Yes, the state should accept the $56 million. The working poor have to choose too often between the lesser of two evils: go to work and leave children home alone, or stay at home and struggle financially to feed them. Neither of those choices is in the best interests of children. Furthermore, childcare providers have had to close at an alarming rate in AZ because the reimbursements from subsidies haven’t changed since 2000, when the minimum wage was $5.15. The federal aid would help parents afford care and care providers stay in business, which is a win-win for the working poor and small business owners.

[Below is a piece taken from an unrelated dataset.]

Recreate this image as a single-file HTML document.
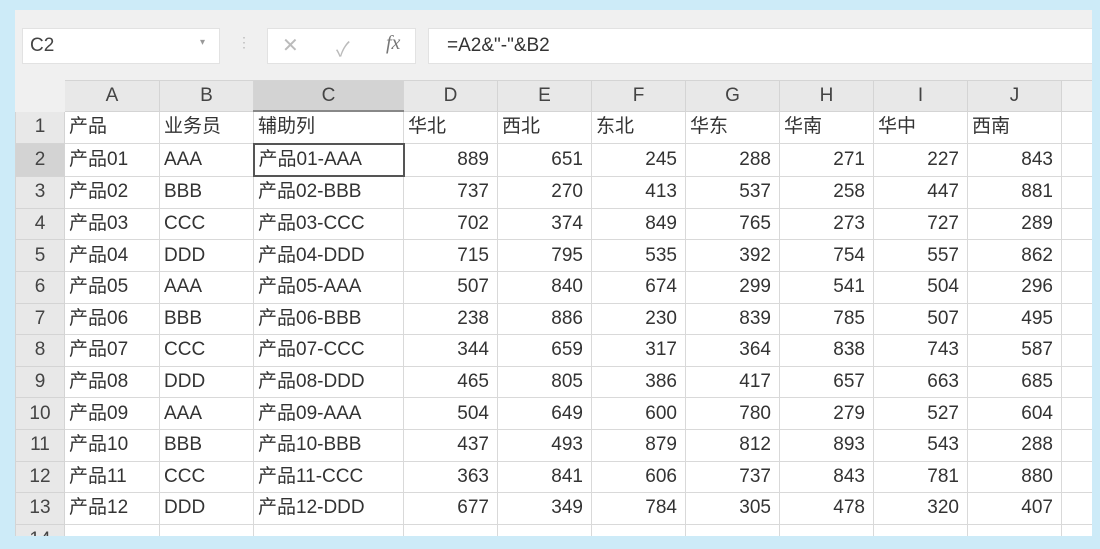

Yes. As a former foster mother, I understand the importance of doing what’s in the best interests of kids, and keeping kids with relatives is almost always going to be in their best interests. However, not every relative is financially able to care for a child. Because of the opioid epidemic, for example, we know that grandparents on a fixed income sometimes assume care of their grandchildren, and that places an enormous financial burden on those living off of Social Security and/or pensions. The subsidies are meant to help foster parents take on the financial care of a child, and why would that change if the caregivers are related? Foster children can have complicated emotional and psychological traumas, and making sure all foster families (including relatives) can meet these challenges is a productive way the state can help.